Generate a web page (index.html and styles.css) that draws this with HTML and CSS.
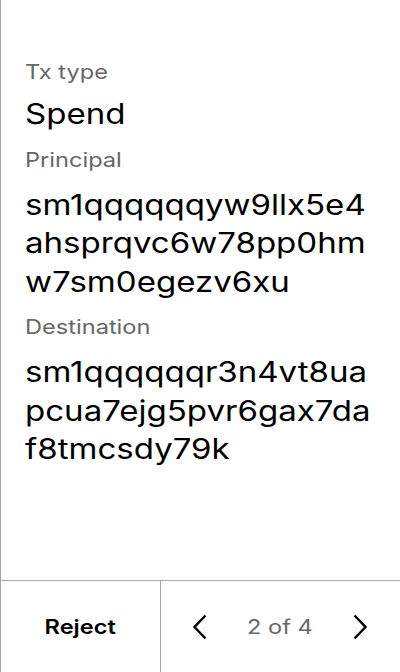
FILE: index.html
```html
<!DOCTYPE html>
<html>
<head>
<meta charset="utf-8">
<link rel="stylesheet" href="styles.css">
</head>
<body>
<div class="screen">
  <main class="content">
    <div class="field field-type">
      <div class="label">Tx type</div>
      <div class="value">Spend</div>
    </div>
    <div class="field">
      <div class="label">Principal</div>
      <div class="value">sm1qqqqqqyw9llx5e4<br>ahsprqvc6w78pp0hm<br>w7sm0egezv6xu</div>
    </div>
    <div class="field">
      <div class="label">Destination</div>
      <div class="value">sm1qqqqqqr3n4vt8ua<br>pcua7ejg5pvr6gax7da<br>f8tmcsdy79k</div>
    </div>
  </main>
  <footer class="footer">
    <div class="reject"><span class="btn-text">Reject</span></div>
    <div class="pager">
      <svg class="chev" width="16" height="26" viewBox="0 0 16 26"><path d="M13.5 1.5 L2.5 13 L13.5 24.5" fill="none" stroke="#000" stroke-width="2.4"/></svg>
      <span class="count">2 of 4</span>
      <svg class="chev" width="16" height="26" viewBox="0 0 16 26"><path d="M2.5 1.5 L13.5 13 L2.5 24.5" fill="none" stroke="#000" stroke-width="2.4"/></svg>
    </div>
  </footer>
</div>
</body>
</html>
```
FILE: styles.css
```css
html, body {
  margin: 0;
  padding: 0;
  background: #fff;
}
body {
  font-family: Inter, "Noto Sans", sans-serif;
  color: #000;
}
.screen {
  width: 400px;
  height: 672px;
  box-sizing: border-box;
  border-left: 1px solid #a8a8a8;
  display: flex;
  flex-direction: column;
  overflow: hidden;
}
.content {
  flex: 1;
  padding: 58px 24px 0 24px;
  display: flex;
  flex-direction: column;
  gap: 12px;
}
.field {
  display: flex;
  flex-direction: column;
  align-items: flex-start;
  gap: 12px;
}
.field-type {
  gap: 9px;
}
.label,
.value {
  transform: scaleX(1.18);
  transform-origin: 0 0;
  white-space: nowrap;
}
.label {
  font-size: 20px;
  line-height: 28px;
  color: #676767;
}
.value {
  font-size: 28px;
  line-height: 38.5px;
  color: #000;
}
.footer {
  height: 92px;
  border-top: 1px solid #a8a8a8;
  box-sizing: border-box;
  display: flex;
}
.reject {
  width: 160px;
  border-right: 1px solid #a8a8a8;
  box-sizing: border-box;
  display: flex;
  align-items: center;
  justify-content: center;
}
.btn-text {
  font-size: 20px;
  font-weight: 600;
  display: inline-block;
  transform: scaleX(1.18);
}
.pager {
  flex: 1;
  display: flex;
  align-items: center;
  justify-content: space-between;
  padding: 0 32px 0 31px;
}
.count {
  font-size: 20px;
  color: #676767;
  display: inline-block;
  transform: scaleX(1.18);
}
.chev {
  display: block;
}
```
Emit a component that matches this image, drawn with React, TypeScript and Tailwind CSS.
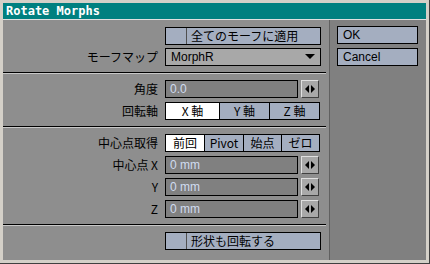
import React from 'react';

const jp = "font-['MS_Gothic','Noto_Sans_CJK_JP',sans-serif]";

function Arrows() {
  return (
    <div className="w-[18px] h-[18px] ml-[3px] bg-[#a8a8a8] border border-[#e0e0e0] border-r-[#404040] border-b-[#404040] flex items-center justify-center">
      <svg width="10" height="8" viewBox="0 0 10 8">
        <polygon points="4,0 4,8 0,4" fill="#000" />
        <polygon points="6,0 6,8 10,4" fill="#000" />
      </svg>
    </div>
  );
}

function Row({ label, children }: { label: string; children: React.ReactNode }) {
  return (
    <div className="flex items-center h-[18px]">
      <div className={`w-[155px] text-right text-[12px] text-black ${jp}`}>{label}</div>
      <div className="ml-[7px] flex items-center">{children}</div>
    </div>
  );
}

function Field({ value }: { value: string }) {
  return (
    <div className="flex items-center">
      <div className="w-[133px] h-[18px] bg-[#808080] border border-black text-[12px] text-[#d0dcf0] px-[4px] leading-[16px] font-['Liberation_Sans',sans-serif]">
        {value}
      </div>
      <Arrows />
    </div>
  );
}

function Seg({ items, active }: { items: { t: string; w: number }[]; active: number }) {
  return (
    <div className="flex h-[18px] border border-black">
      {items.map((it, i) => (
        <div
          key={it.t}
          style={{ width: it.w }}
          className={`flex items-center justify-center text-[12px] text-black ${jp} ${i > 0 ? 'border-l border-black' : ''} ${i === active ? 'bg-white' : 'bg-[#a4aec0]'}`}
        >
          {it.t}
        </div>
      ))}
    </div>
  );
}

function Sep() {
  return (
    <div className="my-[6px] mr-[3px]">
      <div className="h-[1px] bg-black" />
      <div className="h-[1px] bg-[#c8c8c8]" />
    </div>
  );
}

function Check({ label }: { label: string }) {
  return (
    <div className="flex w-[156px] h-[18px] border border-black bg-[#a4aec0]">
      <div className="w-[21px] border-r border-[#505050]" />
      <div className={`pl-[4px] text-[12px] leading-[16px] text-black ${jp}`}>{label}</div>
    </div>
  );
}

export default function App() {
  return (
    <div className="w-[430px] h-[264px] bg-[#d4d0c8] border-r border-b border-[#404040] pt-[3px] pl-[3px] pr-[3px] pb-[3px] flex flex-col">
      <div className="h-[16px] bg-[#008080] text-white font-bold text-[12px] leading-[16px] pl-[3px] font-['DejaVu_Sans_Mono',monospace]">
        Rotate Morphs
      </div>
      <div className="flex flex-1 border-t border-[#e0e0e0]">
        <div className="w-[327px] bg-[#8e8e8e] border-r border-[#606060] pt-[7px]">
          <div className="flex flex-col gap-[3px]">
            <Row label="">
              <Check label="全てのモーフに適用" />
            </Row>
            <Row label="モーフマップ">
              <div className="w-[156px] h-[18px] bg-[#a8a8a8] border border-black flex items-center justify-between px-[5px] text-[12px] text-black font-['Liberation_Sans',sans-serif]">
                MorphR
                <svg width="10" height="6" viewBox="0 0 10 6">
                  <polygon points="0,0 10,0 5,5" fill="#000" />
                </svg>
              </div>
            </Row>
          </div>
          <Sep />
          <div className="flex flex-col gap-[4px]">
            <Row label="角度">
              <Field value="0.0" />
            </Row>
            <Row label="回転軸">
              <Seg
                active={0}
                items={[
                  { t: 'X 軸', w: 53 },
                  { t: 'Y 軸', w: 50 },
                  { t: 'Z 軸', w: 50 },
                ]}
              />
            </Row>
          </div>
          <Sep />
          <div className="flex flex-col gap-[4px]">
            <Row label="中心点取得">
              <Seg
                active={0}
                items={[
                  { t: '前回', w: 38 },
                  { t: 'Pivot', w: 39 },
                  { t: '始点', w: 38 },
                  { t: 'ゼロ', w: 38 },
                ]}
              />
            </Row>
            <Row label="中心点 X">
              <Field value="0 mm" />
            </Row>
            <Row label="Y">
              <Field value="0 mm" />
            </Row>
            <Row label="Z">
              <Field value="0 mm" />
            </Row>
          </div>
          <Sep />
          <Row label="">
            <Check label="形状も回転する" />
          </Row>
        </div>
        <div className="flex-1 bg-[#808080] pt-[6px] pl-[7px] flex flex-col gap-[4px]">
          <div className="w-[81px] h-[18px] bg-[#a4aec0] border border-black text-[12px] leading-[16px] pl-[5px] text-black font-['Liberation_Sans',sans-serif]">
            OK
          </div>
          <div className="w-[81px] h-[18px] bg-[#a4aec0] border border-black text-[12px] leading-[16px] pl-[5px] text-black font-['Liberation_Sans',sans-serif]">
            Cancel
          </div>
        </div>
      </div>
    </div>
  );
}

=-=-=-=-=

Restate each entry word for word, please, but drop any images it holds.

Generate a web page (index.html and styles.css) that draws this with HTML and CSS.
FILE: index.html
```html
<!DOCTYPE html>
<html>
<head>
<meta charset="utf-8">
<link rel="stylesheet" href="styles.css">
</head>
<body>
<div class="screen">
  <main class="content">
    <div class="field field-type">
      <div class="label">Tx type</div>
      <div class="value">Spend</div>
    </div>
    <div class="field">
      <div class="label">Principal</div>
      <div class="value">sm1qqqqqqyw9llx5e4<br>ahsprqvc6w78pp0hm<br>w7sm0egezv6xu</div>
    </div>
    <div class="field">
      <div class="label">Destination</div>
      <div class="value">sm1qqqqqqr3n4vt8ua<br>pcua7ejg5pvr6gax7da<br>f8tmcsdy79k</div>
    </div>
  </main>
  <footer class="footer">
    <div class="reject"><span class="btn-text">Reject</span></div>
    <div class="pager">
      <svg class="chev" width="16" height="26" viewBox="0 0 16 26"><path d="M13.5 1.5 L2.5 13 L13.5 24.5" fill="none" stroke="#000" stroke-width="2.4"/></svg>
      <span class="count">2 of 4</span>
      <svg class="chev" width="16" height="26" viewBox="0 0 16 26"><path d="M2.5 1.5 L13.5 13 L2.5 24.5" fill="none" stroke="#000" stroke-width="2.4"/></svg>
    </div>
  </footer>
</div>
</body>
</html>
```
FILE: styles.css
```css
html, body {
  margin: 0;
  padding: 0;
  background: #fff;
}
body {
  font-family: Inter, "Noto Sans", sans-serif;
  color: #000;
}
.screen {
  width: 400px;
  height: 672px;
  box-sizing: border-box;
  border-left: 1px solid #a8a8a8;
  display: flex;
  flex-direction: column;
  overflow: hidden;
}
.content {
  flex: 1;
  padding: 58px 24px 0 24px;
  display: flex;
  flex-direction: column;
  gap: 12px;
}
.field {
  display: flex;
  flex-direction: column;
  align-items: flex-start;
  gap: 12px;
}
.field-type {
  gap: 9px;
}
.label,
.value {
  transform: scaleX(1.18);
  transform-origin: 0 0;
  white-space: nowrap;
}
.label {
  font-size: 20px;
  line-height: 28px;
  color: #676767;
}
.value {
  font-size: 28px;
  line-height: 38.5px;
  color: #000;
}
.footer {
  height: 92px;
  border-top: 1px solid #a8a8a8;
  box-sizing: border-box;
  display: flex;
}
.reject {
  width: 160px;
  border-right: 1px solid #a8a8a8;
  box-sizing: border-box;
  display: flex;
  align-items: center;
  justify-content: center;
}
.btn-text {
  font-size: 20px;
  font-weight: 600;
  display: inline-block;
  transform: scaleX(1.18);
}
.pager {
  flex: 1;
  display: flex;
  align-items: center;
  justify-content: space-between;
  padding: 0 32px 0 31px;
}
.count {
  font-size: 20px;
  color: #676767;
  display: inline-block;
  transform: scaleX(1.18);
}
.chev {
  display: block;
}
```
Emit a component that matches this image, drawn with React, TypeScript and Tailwind CSS.
import React from 'react';

const jp = "font-['MS_Gothic','Noto_Sans_CJK_JP',sans-serif]";

function Arrows() {
  return (
    <div className="w-[18px] h-[18px] ml-[3px] bg-[#a8a8a8] border border-[#e0e0e0] border-r-[#404040] border-b-[#404040] flex items-center justify-center">
      <svg width="10" height="8" viewBox="0 0 10 8">
        <polygon points="4,0 4,8 0,4" fill="#000" />
        <polygon points="6,0 6,8 10,4" fill="#000" />
      </svg>
    </div>
  );
}

function Row({ label, children }: { label: string; children: React.ReactNode }) {
  return (
    <div className="flex items-center h-[18px]">
      <div className={`w-[155px] text-right text-[12px] text-black ${jp}`}>{label}</div>
      <div className="ml-[7px] flex items-center">{children}</div>
    </div>
  );
}

function Field({ value }: { value: string }) {
  return (
    <div className="flex items-center">
      <div className="w-[133px] h-[18px] bg-[#808080] border border-black text-[12px] text-[#d0dcf0] px-[4px] leading-[16px] font-['Liberation_Sans',sans-serif]">
        {value}
      </div>
      <Arrows />
    </div>
  );
}

function Seg({ items, active }: { items: { t: string; w: number }[]; active: number }) {
  return (
    <div className="flex h-[18px] border border-black">
      {items.map((it, i) => (
        <div
          key={it.t}
          style={{ width: it.w }}
          className={`flex items-center justify-center text-[12px] text-black ${jp} ${i > 0 ? 'border-l border-black' : ''} ${i === active ? 'bg-white' : 'bg-[#a4aec0]'}`}
        >
          {it.t}
        </div>
      ))}
    </div>
  );
}

function Sep() {
  return (
    <div className="my-[6px] mr-[3px]">
      <div className="h-[1px] bg-black" />
      <div className="h-[1px] bg-[#c8c8c8]" />
    </div>
  );
}

function Check({ label }: { label: string }) {
  return (
    <div className="flex w-[156px] h-[18px] border border-black bg-[#a4aec0]">
      <div className="w-[21px] border-r border-[#505050]" />
      <div className={`pl-[4px] text-[12px] leading-[16px] text-black ${jp}`}>{label}</div>
    </div>
  );
}

export default function App() {
  return (
    <div className="w-[430px] h-[264px] bg-[#d4d0c8] border-r border-b border-[#404040] pt-[3px] pl-[3px] pr-[3px] pb-[3px] flex flex-col">
      <div className="h-[16px] bg-[#008080] text-white font-bold text-[12px] leading-[16px] pl-[3px] font-['DejaVu_Sans_Mono',monospace]">
        Rotate Morphs
      </div>
      <div className="flex flex-1 border-t border-[#e0e0e0]">
        <div className="w-[327px] bg-[#8e8e8e] border-r border-[#606060] pt-[7px]">
          <div className="flex flex-col gap-[3px]">
            <Row label="">
              <Check label="全てのモーフに適用" />
            </Row>
            <Row label="モーフマップ">
              <div className="w-[156px] h-[18px] bg-[#a8a8a8] border border-black flex items-center justify-between px-[5px] text-[12px] text-black font-['Liberation_Sans',sans-serif]">
                MorphR
                <svg width="10" height="6" viewBox="0 0 10 6">
                  <polygon points="0,0 10,0 5,5" fill="#000" />
                </svg>
              </div>
            </Row>
          </div>
          <Sep />
          <div className="flex flex-col gap-[4px]">
            <Row label="角度">
              <Field value="0.0" />
            </Row>
            <Row label="回転軸">
              <Seg
                active={0}
                items={[
                  { t: 'X 軸', w: 53 },
                  { t: 'Y 軸', w: 50 },
                  { t: 'Z 軸', w: 50 },
                ]}
              />
            </Row>
          </div>
          <Sep />
          <div className="flex flex-col gap-[4px]">
            <Row label="中心点取得">
              <Seg
                active={0}
                items={[
                  { t: '前回', w: 38 },
                  { t: 'Pivot', w: 39 },
                  { t: '始点', w: 38 },
                  { t: 'ゼロ', w: 38 },
                ]}
              />
            </Row>
            <Row label="中心点 X">
              <Field value="0 mm" />
            </Row>
            <Row label="Y">
              <Field value="0 mm" />
            </Row>
            <Row label="Z">
              <Field value="0 mm" />
            </Row>
          </div>
          <Sep />
          <Row label="">
            <Check label="形状も回転する" />
          </Row>
        </div>
        <div className="flex-1 bg-[#808080] pt-[6px] pl-[7px] flex flex-col gap-[4px]">
          <div className="w-[81px] h-[18px] bg-[#a4aec0] border border-black text-[12px] leading-[16px] pl-[5px] text-black font-['Liberation_Sans',sans-serif]">
            OK
          </div>
          <div className="w-[81px] h-[18px] bg-[#a4aec0] border border-black text-[12px] leading-[16px] pl-[5px] text-black font-['Liberation_Sans',sans-serif]">
            Cancel
          </div>
        </div>
      </div>
    </div>
  );
}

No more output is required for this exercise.